Carpenter concluded that the ATF investigation was flawed. Petraitis’s “process of elimination” method “has been deemed wholly unreliable” and “has been expressly forbidden by the fire investigation community.”
Carpenter’s investigation determined that the cause of the fire was accidental and likely was the result of a malfunction in the boiler/heating system in the Regal Apartments. The system in the Regal Apartments was used to heat both the Regal and Columbia Apartments. Carpenter noted that several residents heard loud noises from the radiators, such as hissing and banging sounds, just prior to the fire. Since the steam pipes were routed through the buildings next to lumber, Carpenter said, there “is evidence in this case to form a valid fire cause hypothesis associated with ignition of building components by steam pipes.”

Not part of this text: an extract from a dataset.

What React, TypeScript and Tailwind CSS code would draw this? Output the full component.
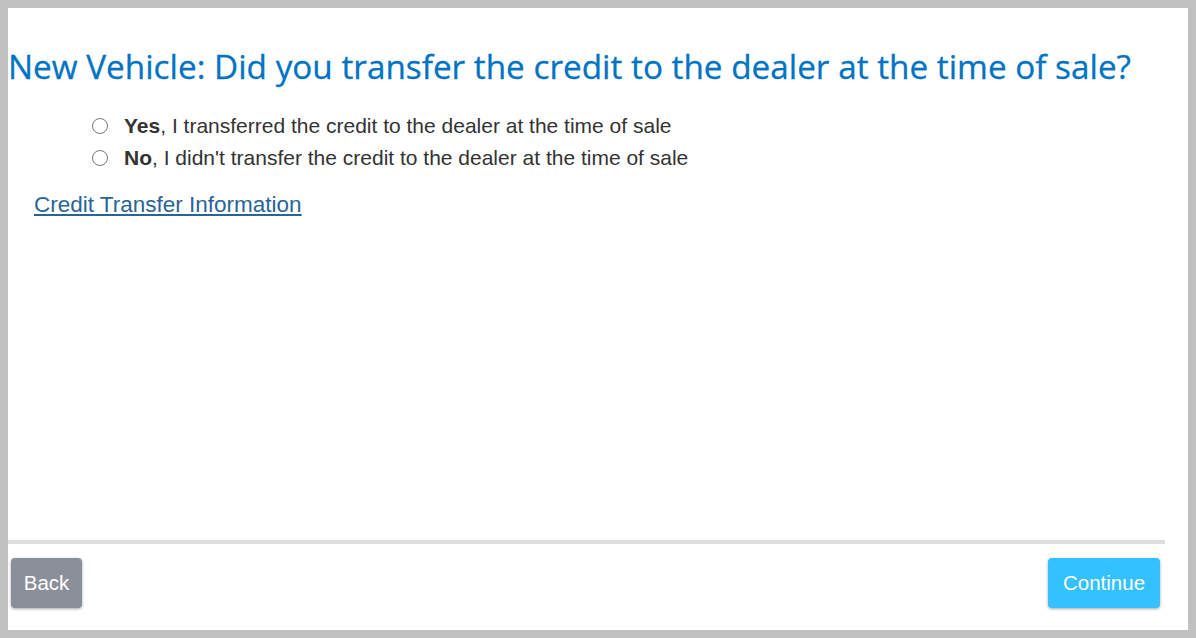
export default function App() {
  return (
    <div className="w-[1196px] h-[638px] bg-[#c0c0c0] p-2 overflow-hidden">
      <div className="h-full bg-white flex flex-col pr-[23px]">
        <h1 className="mt-[38px] text-[33.3px] leading-[40px] text-[#0073c4] font-['Open_Sans',sans-serif] [-webkit-text-stroke:0.3px_#0073c4]">
          New Vehicle: Did you transfer the credit to the dealer at the time of sale?
        </h1>
        <div className="mt-[24px] pl-[84px] font-['Liberation_Sans',Arial,sans-serif] text-[21px] text-[#333] flex flex-col">
          {[
            ["Yes", ", I transferred the credit to the dealer at the time of sale"],
            ["No", ", I didn't transfer the credit to the dealer at the time of sale"],
          ].map(([b, t]) => (
            <label key={b} className="flex items-center h-[32px]">
              <span className="w-[16px] h-[16px] rounded-full border border-[#777] bg-white mr-[16px]" />
              <span>
                <b>{b}</b>
                {t}
              </span>
            </label>
          ))}
        </div>
        <a className="mt-[14px] ml-[26px] self-start font-['Liberation_Sans',Arial,sans-serif] text-[22.5px] text-[#2a6496] underline">
          Credit Transfer Information
        </a>
        <div className="flex-1" />
        <div className="h-[4px] bg-[#dddddd]" />
        <div className="flex justify-between items-start pt-[14px] pb-[22px] pl-[3px] pr-[5px] font-['Liberation_Sans',Arial,sans-serif] text-[20.5px] text-white">
          <button className="h-[50px] w-[71px] rounded-[4px] bg-[#8b8f99] shadow-[0_1px_3px_rgba(0,0,0,0.35)]">Back</button>
          <button className="h-[50px] w-[112px] rounded-[4px] bg-[#33c2ff] shadow-[0_1px_3px_rgba(0,0,0,0.35)]">Continue</button>
        </div>
      </div>
    </div>
  );
}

In June 2018, Pennsylvania Innocence Project attorneys Elizabeth DeLosa and Nilam Sanghvi filed a petition seeking to vacate Carnevale’s convictions. Susan Metcalfe and Eliza Smith of Potomac Law Group acted as pro bono co-counsel.
The prosecution opposed the petition, arguing that that none of the evidence was newly discovered and therefore the petition was time-barred. In August 2019, an evidentiary hearing was ordered, but not scheduled.
In September 2019, the prosecution learned that there was a note in the ATF file. The note indicated that, upon further investigation, the chemical analysis of the debris retrieved from the scene showing the presence of accelerants was “meaningless” because the amounts were so low or could have been produced by the fire itself.
As a result, the prosecution said it would not oppose the granting of a new trial. On December 17, 2019, Court of Common Pleas Judge Jeffrey A. Manning vacated Carnevale’s convictions and ordered a new trial.
On March 16, 2020, the prosecution filed a motion to dismiss the charges. The following day, March 17, 2020, Judge Manning granted the motion and Carnevale was released.
On February 24, 2022, Carnevale filed a civil-rights lawsuit in U.S. District Court for the Western District of Pennsylvania against two police officers and a deputy district attorney involved in his case.